Working with Yandex Data Processing templates
Yandex Data Processing templates let you preset a cluster's configuration for your project and make it easier to deploy temporary clusters. You can find a list of templates on the project page under Project resources → Yandex Data Processing, the Shared tab.
To use Yandex Data Processing clusters, specify the following parameters in your project settings:
-
Default folder for integrating with other Yandex Cloud services. A Yandex Data Processing cluster will be deployed in this folder based on the current cloud quotas. A fee for using the cluster will be debited from your cloud billing account.
-
Service account DataSphere will use for creating and managing clusters. The service account needs the following roles:
dataproc.agent
to use Yandex Data Processing clusters.dataproc.admin
to create clusters from Yandex Data Processing templates.vpc.user
to use the Yandex Data Processing cluster network.iam.serviceAccounts.user
to create resources in the folder on behalf of the service account.
-
Subnet for DataSphere to communicate with the Yandex Data Processing cluster. Since the Yandex Data Processing cluster needs to access the internet, make sure to configure a NAT gateway in the subnet.
Note
If you specified a subnet in the project settings, the time to allocate computing resources may be increased.
Warning
The Yandex Data Processing persistent cluster must have the livy:livy.spark.deploy-mode : client
setting.
Creating a Yandex Data Processing template
-
Select the relevant project in your community or on the DataSphere homepage
in the Recent projects tab. -
Under Project resources, click
Yandex Data Processing. -
Click Create template.
-
In the Template name field, enter a name for the template. The naming requirements are as follows:
- The name must be from 2 to 63 characters long.

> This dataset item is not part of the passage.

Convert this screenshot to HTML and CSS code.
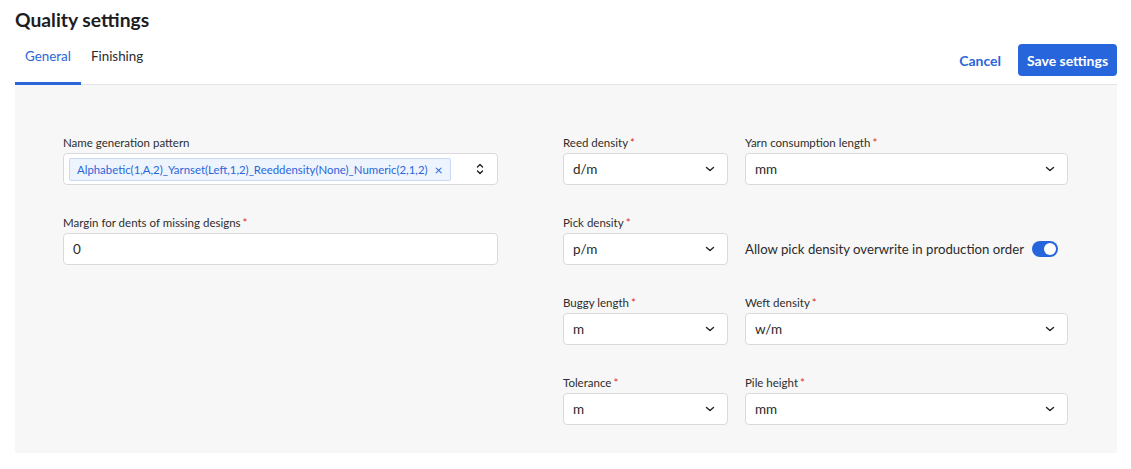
FILE: index.html
```html
<!DOCTYPE html>
<html lang="en">
<head>
<meta charset="utf-8">
<title>Quality settings</title>
<link rel="stylesheet" href="styles.css">
</head>
<body>
<div class="page">
  <h1 class="title">Quality settings</h1>
  <div class="tabbar">
    <div class="tabs">
      <div class="tab active">General</div>
      <div class="tab">Finishing</div>
    </div>
    <div class="actions">
      <button class="btn-link">Cancel</button>
      <button class="btn-primary">Save settings</button>
    </div>
  </div>
  <div class="panel">
    <div class="left">
      <div class="field">
        <div class="label">Name generation pattern</div>
        <div class="input multi">
          <span class="chip">Alphabetic(1,A,2)_Yarnset(Left,1,2)_Reeddensity(None)_Numeric(2,1,2)<span class="chip-x">×</span></span>
          <svg class="updown" width="10" height="14" viewBox="0 0 10 14"><path d="M2.5 5 L5 2.5 L7.5 5 M2.5 9 L5 11.5 L7.5 9" fill="none" stroke="#222" stroke-width="1.4" stroke-linecap="round" stroke-linejoin="round"/></svg>
        </div>
      </div>
      <div class="field">
        <div class="label">Margin for dents of missing designs<span class="req">*</span></div>
        <div class="input">0</div>
      </div>
    </div>
    <div class="right">
      <div class="field">
        <div class="label">Reed density<span class="req">*</span></div>
        <div class="input select">d/m<svg class="chev" width="10" height="6" viewBox="0 0 10 6"><path d="M1.5 1.5 L5 4.5 L8.5 1.5" fill="none" stroke="#222" stroke-width="1.4" stroke-linecap="round" stroke-linejoin="round"/></svg></div>
      </div>
      <div class="field">
        <div class="label">Yarn consumption length<span class="req">*</span></div>
        <div class="input select">mm<svg class="chev" width="10" height="6" viewBox="0 0 10 6"><path d="M1.5 1.5 L5 4.5 L8.5 1.5" fill="none" stroke="#222" stroke-width="1.4" stroke-linecap="round" stroke-linejoin="round"/></svg></div>
      </div>
      <div class="field">
        <div class="label">Pick density<span class="req">*</span></div>
        <div class="input select">p/m<svg class="chev" width="10" height="6" viewBox="0 0 10 6"><path d="M1.5 1.5 L5 4.5 L8.5 1.5" fill="none" stroke="#222" stroke-width="1.4" stroke-linecap="round" stroke-linejoin="round"/></svg></div>
      </div>
      <div class="field toggle-field">
        <span class="toggle-text">Allow pick density overwrite in production order</span>
        <span class="toggle"><span class="knob"></span></span>
      </div>
      <div class="field">
        <div class="label">Buggy length<span class="req">*</span></div>
        <div class="input select">m<svg class="chev" width="10" height="6" viewBox="0 0 10 6"><path d="M1.5 1.5 L5 4.5 L8.5 1.5" fill="none" stroke="#222" stroke-width="1.4" stroke-linecap="round" stroke-linejoin="round"/></svg></div>
      </div>
      <div class="field">
        <div class="label">Weft density<span class="req">*</span></div>
        <div class="input select">w/m<svg class="chev" width="10" height="6" viewBox="0 0 10 6"><path d="M1.5 1.5 L5 4.5 L8.5 1.5" fill="none" stroke="#222" stroke-width="1.4" stroke-linecap="round" stroke-linejoin="round"/></svg></div>
      </div>
      <div class="field">
        <div class="label">Tolerance<span class="req">*</span></div>
        <div class="input select">m<svg class="chev" width="10" height="6" viewBox="0 0 10 6"><path d="M1.5 1.5 L5 4.5 L8.5 1.5" fill="none" stroke="#222" stroke-width="1.4" stroke-linecap="round" stroke-linejoin="round"/></svg></div>
      </div>
      <div class="field">
        <div class="label">Pile height<span class="req">*</span></div>
        <div class="input select">mm<svg class="chev" width="10" height="6" viewBox="0 0 10 6"><path d="M1.5 1.5 L5 4.5 L8.5 1.5" fill="none" stroke="#222" stroke-width="1.4" stroke-linecap="round" stroke-linejoin="round"/></svg></div>
      </div>
    </div>
  </div>
</div>
</body>
</html>
```

FILE: styles.css
```css
* { box-sizing: border-box; }
body {
  margin: 0;
  font-family: "Lato", "Noto Sans", sans-serif;
  color: #212121;
  background: #fff;
}
.page {
  width: 1117px;
  padding-left: 15px;
}
.title {
  margin: 0;
  padding-top: 8px;
  font-size: 19.3px;
  line-height: 24px;
  font-weight: 700;
  color: #1d1d1f;
}
.tabbar {
  display: flex;
  justify-content: space-between;
  align-items: flex-end;
  border-bottom: 1px solid #e3e3e8;
  height: 53px;
}
.tabs {
  display: flex;
}
.tab {
  font-size: 13.4px;
  line-height: 18px;
  padding: 0 10px 17px;
  color: #2b2b2b;
  margin-bottom: -1px;
  border-bottom: 3px solid transparent;
}
.tab.active {
  color: #2a66d9;
  border-bottom-color: #2a66d9;
}
.actions {
  display: flex;
  align-items: center;
  gap: 17px;
  padding-bottom: 8px;
}
.btn-link {
  background: none;
  border: none;
  font-family: inherit;
  font-size: 14px;
  font-weight: 700;
  color: #2a66d9;
  padding: 0;
}
.btn-primary {
  font-family: inherit;
  font-size: 14px;
  font-weight: 700;
  color: #fff;
  background: #2665dc;
  border: none;
  border-radius: 4px;
  height: 32px;
  width: 99px;
  padding: 0;
}
.panel {
  background: #f7f7f7;
  display: grid;
  grid-template-columns: 435px 505px;
  column-gap: 65px;
  padding: 50px 0 28px 48px;
}
.left {
  display: flex;
  flex-direction: column;
  gap: 30px;
}
.right {
  display: grid;
  grid-template-columns: 165px 323px;
  column-gap: 17px;
  row-gap: 30px;
}
.field {
  display: flex;
  flex-direction: column;
  gap: 2px;
}
.label {
  font-size: 11.5px;
  line-height: 16px;
  color: #2e2e2e;
}
.req {
  color: #d9322f;
  margin-left: 2px;
}
.input {
  height: 32px;
  background: #fff;
  border: 1px solid #dadade;
  border-radius: 4px;
  display: flex;
  align-items: center;
  padding: 0 12px 0 9px;
  font-size: 13.5px;
  color: #2a2a2a;
}
.select {
  justify-content: space-between;
}
.multi {
  padding: 0 10px 0 5px;
  justify-content: space-between;
}
.chip {
  height: 23px;
  display: flex;
  align-items: center;
  background: #eef4fd;
  border: 1px solid #c8daf6;
  border-radius: 2px;
  color: #2a66d9;
  font-size: 11.4px;
  padding: 0 7px;
}
.chip-x {
  margin-left: 7px;
  font-size: 14px;
}
.updown { margin-right: 2px; }
.toggle-field {
  flex-direction: row;
  align-items: center;
  align-self: end;
  height: 32px;
  gap: 8px;
}
.toggle-text {
  font-size: 13.2px;
  color: #2b2b2b;
  white-space: nowrap;
}
.toggle {
  width: 26px;
  height: 16px;
  border-radius: 8px;
  background: #2665dc;
  display: flex;
  align-items: center;
  justify-content: flex-end;
  padding: 2px;
}
.knob {
  width: 12px;
  height: 12px;
  border-radius: 50%;
  background: #fff;
}
```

- It may contain lowercase Latin letters, numbers, and hyphens.
- The first character must be a letter and the last character cannot be a hyphen.
-
Click Create. You will see a page with detailed info on the template you created.

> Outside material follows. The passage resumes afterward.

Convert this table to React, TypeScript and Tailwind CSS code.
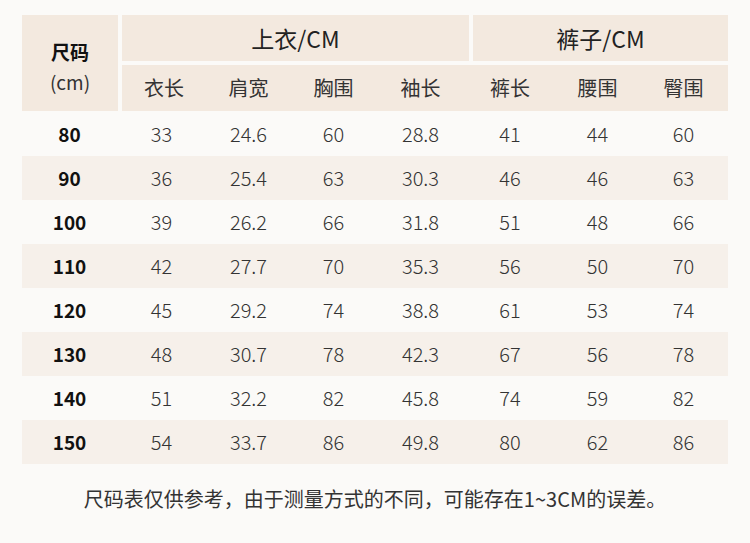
import React from "react";

const rows: (string | number)[][] = [
  ["80", "33", "24.6", "60", "28.8", "41", "44", "60"],
  ["90", "36", "25.4", "63", "30.3", "46", "46", "63"],
  ["100", "39", "26.2", "66", "31.8", "51", "48", "66"],
  ["110", "42", "27.7", "70", "35.3", "56", "50", "70"],
  ["120", "45", "29.2", "74", "38.8", "61", "53", "74"],
  ["130", "48", "30.7", "78", "42.3", "67", "56", "78"],
  ["140", "51", "32.2", "82", "45.8", "74", "59", "82"],
  ["150", "54", "33.7", "86", "49.8", "80", "62", "86"],
];

const subs = ["衣长", "肩宽", "胸围", "袖长", "裤长", "腰围", "臀围"];

export default function App() {
  return (
    <div
      className="w-[750px] h-[543px] bg-[#fbfaf8] pt-[15px] px-[22px] overflow-hidden"
      style={{ fontFamily: '"Noto Sans CJK SC", "Noto Sans", sans-serif' }}
    >
      {/* header */}
      <div className="flex gap-[4px] h-[96px]">
        <div className="w-[96px] bg-[#f3e9df] flex flex-col items-center justify-center pt-[8px]">
          <div className="text-[19px] font-bold text-[#111] leading-[30px]">尺码</div>
          <div className="text-[19px] text-[#333] leading-[30px]">(cm)</div>
        </div>
        <div className="flex-1 flex flex-col gap-[4px]">
          <div className="flex gap-[4px] h-[46px]">
            <div className="w-[347px] bg-[#f3e9df] flex items-center justify-center text-[23px] text-[#222]">
              上衣/CM
            </div>
            <div className="flex-1 bg-[#f3e9df] flex items-center justify-center text-[23px] text-[#222]">
              裤子/CM
            </div>
          </div>
          <div className="flex-1 bg-[#f3e9df] grid grid-cols-[84px_85px_85px_89px_90px_85px_87px] items-center">
            {subs.map((s) => (
              <div key={s} className="text-center text-[20px] text-[#333]">
                {s}
              </div>
            ))}
          </div>
        </div>
      </div>

      {/* data */}
      <div className="mt-[1px] flex flex-col">
        {rows.map((r, i) => (
          <div
            key={i}
            className={`grid grid-cols-[95px_89px_85px_85px_89px_90px_85px_87px] items-center h-[44px] ${
              i % 2 === 1 ? "bg-[#f6f0ea]" : ""
            }`}
          >
            {r.map((c, j) => (
              <div
                key={j}
                className={
                  j === 0
                    ? "text-center text-[19px] font-bold text-[#111]"
                    : "text-center text-[20px] font-light text-[#333]"
                }
              >
                {c}
              </div>
            ))}
          </div>
        ))}
      </div>

      <div className="mt-[20px] text-center text-[20px] text-[#333]">
        尺码表仅供参考，由于测量方式的不同，可能存在1~3CM的误差。
      </div>
    </div>
  );
}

Activating a Yandex Data Processing template
-
Select the relevant project in your community or on the DataSphere homepage
in the Recent projects tab. - Under Project resources, click Yandex Data Processing.
- Click
next to the template you need and select Activate.

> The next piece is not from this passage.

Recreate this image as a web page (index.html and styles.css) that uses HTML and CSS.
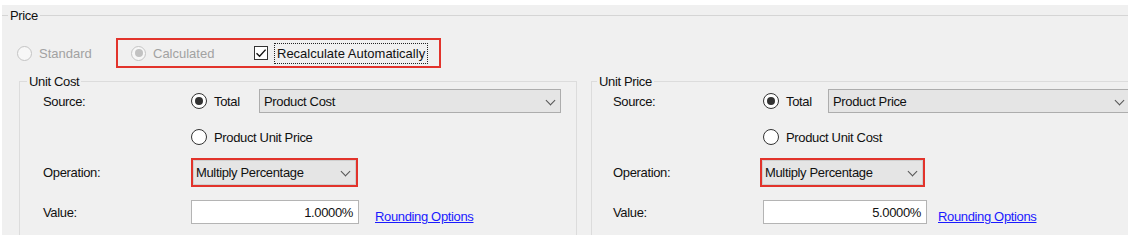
FILE: index.html
```html
<!DOCTYPE html>
<html lang="en">
<head>
  <meta charset="UTF-8" />
  <title>Price Settings</title>
  <link rel="stylesheet" href="styles.css">
</head>
<body>
  <div class="panel">
    <fieldset class="price-group">
      <legend>Price</legend>

      <div class="mode-row">
        <label class="radio disabled standard"><span class="dot"></span>Standard</label>
        <div class="highlight mode-box">
          <label class="radio disabled checked"><span class="dot"></span>Calculated</label>
          <label class="check">
            <span class="box">
              <svg width="12" height="12" viewBox="0 0 12 12"><path d="M1.5 6.2 L4.6 9.3 L10.6 2.6" fill="none" stroke="#111" stroke-width="1.4"/></svg>
            </span>
            <span class="focus">Recalculate Automatically</span>
          </label>
        </div>
      </div>

      <div class="sides">
        <fieldset class="side cost">
          <legend>Unit Cost</legend>
          <div class="row">
            <span class="lbl">Source:</span>
            <label class="radio checked total"><span class="dot"></span>Total</label>
            <div class="select wide">Product Cost<span class="chev"></span></div>
          </div>
          <div class="row r2">
            <span class="lbl"></span>
            <label class="radio"><span class="dot"></span>Product Unit Price</label>
          </div>
          <div class="row r3">
            <span class="lbl">Operation:</span>
            <div class="highlight"><div class="select op">Multiply Percentage<span class="chev"></span></div></div>
          </div>
          <div class="row r4">
            <span class="lbl">Value:</span>
            <div class="input">1.0000%</div>
            <a href="#" class="link">Rounding Options</a>
          </div>
        </fieldset>

        <fieldset class="side price">
          <legend>Unit Price</legend>
          <div class="row">
            <span class="lbl">Source:</span>
            <label class="radio checked total"><span class="dot"></span>Total</label>
            <div class="select wide">Product Price<span class="chev"></span></div>
          </div>
          <div class="row r2">
            <span class="lbl"></span>
            <label class="radio"><span class="dot"></span>Product Unit Cost</label>
          </div>
          <div class="row r3">
            <span class="lbl">Operation:</span>
            <div class="highlight"><div class="select op">Multiply Percentage<span class="chev"></span></div></div>
          </div>
          <div class="row r4">
            <span class="lbl">Value:</span>
            <div class="input">5.0000%</div>
            <a href="#" class="link">Rounding Options</a>
          </div>
        </fieldset>
      </div>
    </fieldset>
  </div>
</body>
</html>
```

FILE: styles.css
```css
*, *::before, *::after { box-sizing: border-box; }
body {
  margin: 0;
  background: #fff;
  font-family: "Liberation Sans", Arial, sans-serif;
  font-size: 13px;
  line-height: 15px;
  letter-spacing: -0.35px;
  color: #111;
}
.panel {
  margin: 5px 0 0 2px;
  width: 1126px;
  height: 230px;
  background: #f0f0f0;
  overflow: hidden;
}

/* group boxes */
fieldset {
  margin: 0;
  min-width: 0;
}
legend {
  padding: 0 2px;
  line-height: 15px;
}
.price-group {
  margin-top: 3px;
  padding: 0;
  border: 0;
  border-top: 1px solid #d5d5d5;
}
.price-group > legend { margin-left: 6px; }

.mode-row {
  display: flex;
  align-items: center;
  height: 30px;
  margin-top: 15px;
  padding-left: 15px;
  letter-spacing: 0;
}
.highlight {
  border: 2px solid #e2332b;
}
.radio.standard { width: 99px; }
.mode-box {
  display: flex;
  align-items: center;
  height: 30px;
  padding: 0 11px 0 13px;
}
.mode-box .radio { width: 123px; }

/* radios */
.radio {
  display: flex;
  align-items: center;
  gap: 7px;
  white-space: nowrap;
}
.radio .dot {
  flex: none;
  width: 16px;
  height: 16px;
  border: 1px solid #333;
  border-radius: 50%;
  background: #fff;
  display: flex;
  align-items: center;
  justify-content: center;
}
.radio.checked .dot::after {
  content: "";
  width: 8px;
  height: 8px;
  border-radius: 50%;
  background: #333;
}
.radio.disabled { color: #a2a2a2; }
.radio.disabled .dot {
  width: 15px;
  height: 15px;
  border-color: #c4c4c4;
  background: #f7f7f7;
}
.radio.disabled.checked .dot::after { background: #c2c2c2; }

/* checkbox */
.check {
  display: flex;
  align-items: center;
  gap: 6px;
}
.check .box {
  width: 14px;
  height: 14px;
  border: 1px solid #333;
  background: #fff;
  display: flex;
  align-items: center;
  justify-content: center;
}
.check .focus {
  border: 1px dotted #222;
  padding: 2px 2px;
}

/* side groups */
.sides {
  display: flex;
  gap: 14px;
  margin-top: 6px;
  padding-left: 17px;
}
.side {
  flex: none;
  width: 558px;
  height: 200px;
  padding: 0 0 0 23px;
  border: 1px solid #dcdcdc;
}
.side.price { padding-left: 21px; }
.side > legend { margin-left: -16px; }

.row {
  display: flex;
  align-items: center;
  height: 24px;
}
.row.r2 { margin-top: 12px; }
.row.r3 { margin-top: 9px; height: 29px; }
.row.r4 { margin-top: 13px; }
.lbl {
  flex: none;
  width: 148px;
}
.price .lbl { width: 150px; }
.cost .total { width: 68px; }
.price .total { width: 65px; }

.select {
  position: relative;
  height: 24px;
  padding: 4px 0 0 4px;
  background: #e5e5e5;
  border: 1px solid #adadad;
  white-space: nowrap;
}
.select.wide { width: 302px; }
.select.op {
  width: 163px;
  height: 25px;
  padding: 4px 0 0 2px;
  border-color: #cfcfcf;
}
.price .highlight { margin-left: -3px; }
.price .select.op { width: 161px; }
.chev {
  position: absolute;
  right: 6px;
  top: 7px;
  width: 7px;
  height: 7px;
  border-right: 1px solid #555;
  border-bottom: 1px solid #555;
  transform: rotate(45deg);
}

.input {
  width: 168px;
  height: 24px;
  padding: 4px 5px 0 0;
  background: #fff;
  border: 1px solid #b4b4b4;
  text-align: right;
}
.price .input { width: 164px; }
.link {
  align-self: flex-end;
  margin-left: 16px;
  color: #1a1aff;
  text-decoration: underline;
}
.price .link { margin-left: 11px; }
```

The system will create a cluster based on the activated Yandex Data Processing template when you run your project in the IDE.
Sharing a Yandex Data Processing template
-
Select the relevant project in your community or on the DataSphere homepage
in the Recent projects tab. - Under Project resources, click Yandex Data Processing.
- Select the template from the list.
- Go to the Access tab.
- Enable the visibility option next to the name of the community you want to share the template in.
To make a template available for use in a different project, the project admin needs to add it on the Shared tab.
Editing a template
You can only change the name of an existing template. To update the configuration, recreate the template.
-
Select the relevant project in your community or on the DataSphere homepage
in the Recent projects tab. - Under Project resources, click Yandex Data Processing.
- Select the template from the list, click
, and select Edit. - Edit the name and click Save.
Deleting a Yandex Data Processing template
-
Select the relevant project in your community or on the DataSphere homepage
in the Recent projects tab. -
Under Project resources, click
Yandex Data Processing. -
In the list, select the template you want to delete.
-
Click
and select Delete. -
Click Confirm.
Warning
The actual deletion of resources can take up to 72 hours.